В действительности же. Далай-лама был выбран в соответствии с древними религиозными верованиями и традициями тибетцев, и никакого одобрения китайского правительства не нужно было, его и не искали. Фактически, это проидошло в 1939 году, еще до того, как У Чжо-син прибыл в Лхасу, когда регент Радинг объявил имя сегодняшнего Далай-ламы в Национальной ассамблее Тибета, которая единогласно утвердила этот выбор. 22 февраля 1940 года, когда проводилась церемония возведения на трон, У Чжо-син, как и посланники Бутана, Сиккима, Heпала и Британской Индии, не имел никакого особого положения. Британский представитель, сэр Б. Гоулд, объяснял, что китайская версия событий—это фальсификация, которая была подготовлена и распространена до описываемого события. Фиктивный отчет У Чжо-сина, который берется за основу Китаем, показывает то, к чему стремился Китай, но не то, что произошло на самом деле. Китайская пропаганда также использует фотографию в “Чайниз ньюс рипорт”, на которой сняты Далай-лама и У Чжо-син и подпись к которой указывает, что она сделана во время возведения на трон. Но, согласно Нгабо Нгавангу Жигме, заместителю председателя Постоянного комитета Всекитайского собрания народных представителей, это фото было сделано спустя несколько дней после церемонии, когда У получил частную аудиенцию у Далай-ламы. “Утверждение У Чжо-сина о том, что он председательствовал на церемонии возведения на трон, основанное на этой фотографии, есть вопиющее искажение исторических фактов”,—заявил Нгабо в “Тибет дейли” 31 августа 1989 года.
|
Ранняя история
Согласно тибетским анналам, первый царь Тибета правил уже в 127 году до н. э., но только в седьмом веке нашей эры Тибет сформировался как единое и сильное государство, которое возглавил царь Сонгцен Гампо. С его правления начался период завоеваний, который длился три века. Короли Непала и императоры Китая предлагали своих дочерей в жены тибетским царям. Женитьба на непальских и китайских принцессах имела большое значение, поскольку жены царей активно способствовали распространению буддизма в Тибете. Китайская пропаганда все время указывает на политическое значение женитьбы Сонгцена Гампо на китайской принцессе Вэн Чэн, сознательно не упоминая других жен царя, особенно непальскую принцессу, чье влияние было, пожалуй, большим, чем ее китайской напарницы.

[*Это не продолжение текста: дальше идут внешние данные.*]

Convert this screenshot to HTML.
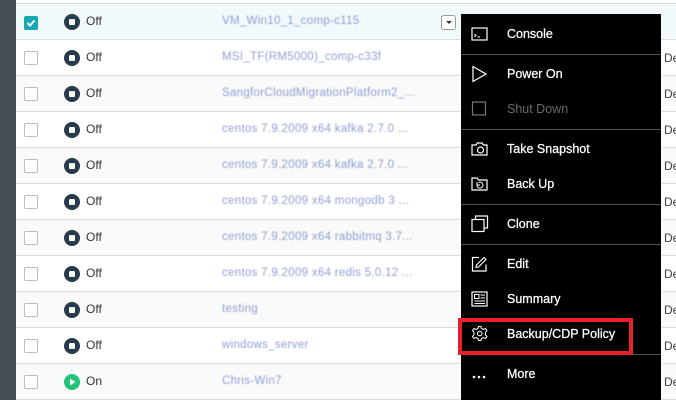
<!DOCTYPE html>
<html><head><meta charset="utf-8"><style>
*{margin:0;padding:0;box-sizing:border-box}
body{width:676px;height:400px;overflow:hidden;background:#fff;font-family:"Liberation Sans",sans-serif;position:relative}
.side{position:absolute;left:0;top:0;width:16px;height:400px;background:#464e56}
.top{position:absolute;left:16px;top:0;width:660px;height:4px;background:#fff;border-bottom:1px solid #ddd}
.row{position:absolute;left:16px;width:660px;height:36px;border-bottom:1px solid #dcdcdc;background:#fff}
.row.alt{background:#fafafa}
.row.sel{background:#f2f9fc}
.cb{position:absolute;left:8px;top:11px;width:14px;height:14px;border:1px solid #bdbdbd;border-radius:2px;background:#fff}
.cb.on{background:#16aab0;border-color:#16aab0}
.st{position:absolute;left:48px;top:10px;width:16px;height:16px;border-radius:50%;background:#263c48}
.st::after{content:"";position:absolute;left:5px;top:5px;width:6px;height:6px;background:#fff;border-radius:1px}
.st.g{background:#22c27a}
.st.g::after{display:none}
.lbl{position:absolute;left:70px;top:10px;font-size:12px;color:#333}
.nm{position:absolute;left:206px;top:11px;font-size:11.5px;color:#6b7fc4;opacity:.75;letter-spacing:.3px;filter:blur(.5px)}
.de{position:absolute;left:648px;top:11px;font-size:12px;color:#444}
.dd{position:absolute;left:441px;top:15px;width:15px;height:15px;border:1px solid #999;border-radius:3px;background:#fff}
.dd::after{content:"";position:absolute;left:4px;top:5px;border-left:3px solid transparent;border-right:3px solid transparent;border-top:3px solid #333}
.menu{position:absolute;left:461px;top:14px;width:200px;height:386px;background:#000}
.it{position:absolute;left:0;width:200px;height:35px;color:#fff;font-size:12.5px;-webkit-text-stroke:0.25px #fff}
.it span{position:absolute;left:46px;top:11px}
.it svg{position:absolute;left:10px;top:9px}
.dis{color:#6a6a6a;-webkit-text-stroke:0}
.sep{position:absolute;left:0;width:200px;height:1px;background:#4f5358}
.red{position:absolute;left:458px;top:318px;width:175px;height:37px;border:4px solid #e8202a}
</style></head><body>
<div class="side"></div>
<div class="top"></div>

<div class="row sel" style="top:5px;height:35px"><div class="cb on"><svg width="12" height="12" viewBox="0 0 12 12" style="position:absolute;left:0;top:0"><path d="M2.5 6 L5 8.5 L9.5 3.5" stroke="#fff" stroke-width="2" fill="none"/></svg></div><div class="st" style="top:9px"></div><div class="lbl" style="top:9px">Off</div><div class="nm" style="top:10px">VM_Win10_1_comp-c115</div></div>
<div class="row" style="top:40px"><div class="cb"></div><div class="st"></div><div class="lbl">Off</div><div class="nm">MSI_TF(RM5000)_comp-c33f</div><div class="de">De</div></div>
<div class="row alt" style="top:76px"><div class="cb"></div><div class="st"></div><div class="lbl">Off</div><div class="nm">SangforCloudMigrationPlatform2_...</div><div class="de">De</div></div>
<div class="row" style="top:112px"><div class="cb"></div><div class="st"></div><div class="lbl">Off</div><div class="nm">centos 7.9.2009 x64 kafka 2.7.0 ...</div><div class="de">De</div></div>
<div class="row alt" style="top:148px"><div class="cb"></div><div class="st"></div><div class="lbl">Off</div><div class="nm">centos 7.9.2009 x64 kafka 2.7.0 ...</div><div class="de">De</div></div>
<div class="row" style="top:184px"><div class="cb"></div><div class="st"></div><div class="lbl">Off</div><div class="nm">centos 7.9.2009 x64 mongodb 3 ...</div><div class="de">De</div></div>
<div class="row alt" style="top:220px"><div class="cb"></div><div class="st"></div><div class="lbl">Off</div><div class="nm">centos 7.9.2009 x64 rabbitmq 3.7...</div><div class="de">De</div></div>
<div class="row" style="top:256px"><div class="cb"></div><div class="st"></div><div class="lbl">Off</div><div class="nm">centos 7.9.2009 x64 redis 5.0.12 ...</div><div class="de">De</div></div>
<div class="row alt" style="top:292px"><div class="cb"></div><div class="st"></div><div class="lbl">Off</div><div class="nm">testing</div><div class="de">De</div></div>
<div class="row" style="top:328px"><div class="cb"></div><div class="st"></div><div class="lbl">Off</div><div class="nm">windows_server</div><div class="de">De</div></div>
<div class="row alt" style="top:364px"><div class="cb"></div><div class="st g"><svg width="16" height="16" viewBox="0 0 16 16"><path d="M6 4.5 L11.5 8 L6 11.5 Z" fill="#fff"/></svg></div><div class="lbl">On</div><div class="nm">Chris-Win7</div><div class="de">De</div></div>

<div class="dd"></div>

<div class="menu">
 <div class="it" style="top:2px"><svg width="18" height="18" viewBox="0 0 18 18"><rect x="1" y="3" width="15" height="12" stroke="#fff" fill="none" stroke-width="1.2"/><path d="M3.5 9 L5 10.5 L3.5 12 M6.5 12 H9" stroke="#fff" fill="none" stroke-width="1"/></svg><span>Console</span></div>
 <div class="sep" style="top:40px"></div>
 <div class="it" style="top:42px"><svg width="18" height="18" viewBox="0 0 18 18"><path d="M2 1.5 L15 9 L2 16.5 Z" stroke="#fff" fill="none" stroke-width="1.2"/></svg><span>Power On</span></div>
 <div class="it dis" style="top:77px"><svg width="18" height="18" viewBox="0 0 18 18"><rect x="1.5" y="2" width="13" height="13" stroke="#777" fill="none" stroke-width="1.2"/></svg><span>Shut Down</span></div>
 <div class="sep" style="top:115px"></div>
 <div class="it" style="top:117px"><svg width="18" height="18" viewBox="0 0 18 18"><path d="M1 5 H5 L6.5 3 H11 L12.5 5 H16 V15 H1 Z" stroke="#fff" fill="none" stroke-width="1.2"/><circle cx="9.5" cy="10" r="3" stroke="#fff" fill="none" stroke-width="1.2"/></svg><span>Take Snapshot</span></div>
 <div class="it" style="top:152px"><svg width="18" height="18" viewBox="0 0 18 18"><path d="M1 3 H6 L7.5 5 H16 V15 H1 Z" stroke="#fff" fill="none" stroke-width="1.2"/><path d="M6 10 A3 3 0 1 0 7.5 7.5 M6 7 V10 H9" stroke="#fff" fill="none" stroke-width="1"/></svg><span>Back Up</span></div>
 <div class="sep" style="top:190px"></div>
 <div class="it" style="top:192px"><svg width="18" height="18" viewBox="0 0 18 18"><rect x="4.5" y="1" width="12" height="12" stroke="#fff" fill="none" stroke-width="1.2"/><rect x="1" y="4.5" width="12" height="12" stroke="#fff" fill="#000" stroke-width="1.2"/></svg><span>Clone</span></div>
 <div class="sep" style="top:230px"></div>
 <div class="it" style="top:232px"><svg width="18" height="18" viewBox="0 0 18 18"><path d="M8 2.5 H1.5 V16 H15 V9.5" stroke="#fff" fill="none" stroke-width="1.2"/><path d="M5 12.5 L5.5 10 L13 2.5 L15 4.5 L7.5 12 Z" stroke="#fff" fill="none" stroke-width="1.1"/></svg><span>Edit</span></div>
 <div class="it" style="top:267px"><svg width="18" height="18" viewBox="0 0 18 18"><rect x="1" y="2" width="15" height="14" stroke="#fff" fill="none" stroke-width="1.2"/><rect x="3.5" y="4.5" width="4.5" height="4" stroke="#fff" fill="none" stroke-width="1"/><path d="M9.5 5 H14 M9.5 8 H14 M3.5 11 H14 M3.5 13.5 H14" stroke="#fff" stroke-width="1"/></svg><span>Summary</span></div>
 <div class="it" style="top:302px"><svg width="18" height="18" viewBox="0 0 18 18"><path d="M7.5 1.5 H10 L10.5 3.5 L12.5 4.5 L14.5 3.5 L16 5.5 L14.5 7.3 V9.7 L16 11.5 L14.5 13.5 L12.5 12.5 L10.5 13.5 L10 15.5 H7.5 L7 13.5 L5 12.5 L3 13.5 L1.5 11.5 L3 9.7 V7.3 L1.5 5.5 L3 3.5 L5 4.5 L7 3.5 Z" stroke="#fff" fill="none" stroke-width="1"/><circle cx="8.75" cy="8.5" r="2.3" stroke="#fff" fill="none" stroke-width="1"/></svg><span>Backup/CDP Policy</span></div>
 <div class="sep" style="top:340px"></div>
 <div class="it" style="top:342px"><svg width="18" height="18" viewBox="0 0 18 18"><circle cx="3" cy="12" r="1.3" fill="#fff"/><circle cx="8" cy="12" r="1.3" fill="#fff"/><circle cx="13" cy="12" r="1.3" fill="#fff"/></svg><span>More</span></div>
</div>
<div class="red"></div>
</body></html>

Тибетский правитель Трисонг Децен (годы царствования: 755—797) расширил границы Тибета за счет завоеванных им китайских территорий. В 763 году была захвачена китайская столица Чанъань (современный Сиань), и Китай вынужден был платить ежегодную дань. В 783 году был подписан договор, определивший границы между Тибетом и Китаем. Свидетельством этих побед является надпись на колонне, стоящей у основания дворца Потала в Лхасе.
Мирный договор, подписанный Тибетом и Китаем в 821 году,— очень важный документ для понимания характера отношений между двумя великими державами Азии. Он был выбит на трех каменных колоннах на тибетском и китайском языках. Одна колонна была поставлена на горе Гунгу, чтобы разделить территории двух стран, вторая— в Лхасе, где находится и сейчас, а третья — в столице Китая, в Чанъане. Фрагменты этих надписей, приведенные в китайской “Белой книге”, неточны и вырваны из контекста с целью создать впечатление того, что данный мирный договор был своего рода союзным договором. Это далеко от истины, что ясно из следующего фрагмента договора:
“Тибет и Китай будут придерживаться тех границ, в которых они ныне располагаются. Все, что к востоку, есть страна Великого Китая, а все, что к западу, есть, безусловно, страна Великого Тибета. Отныне ни одна сторона не должна ни вести войны, ни захватывать территории”. И оскорбляет то, как китайцы в “Белой книге” смогли проинтерпретировать эти события, настаивая на том, что “тибетцы и ханьцы (китайцы) посредством династийных браков и договоров создали крепкий политический союз, развили тесные экономические и культурные связи, заложив прочный фундамент для окончательного объединения в одну нацию”. Фактически же тибетские и китайские исторические хроники свидетельствуют о прямо противоположном и говорят об этих странах как о самостоятельных и сильных державах.
В середине девятого века Тибет распался на несколько княжеств. Тибетцы обратили свои надежды к Индии и Непалу, сильное религиозное и культурное влияние которых импульс для их духовного и интеллектуального развития.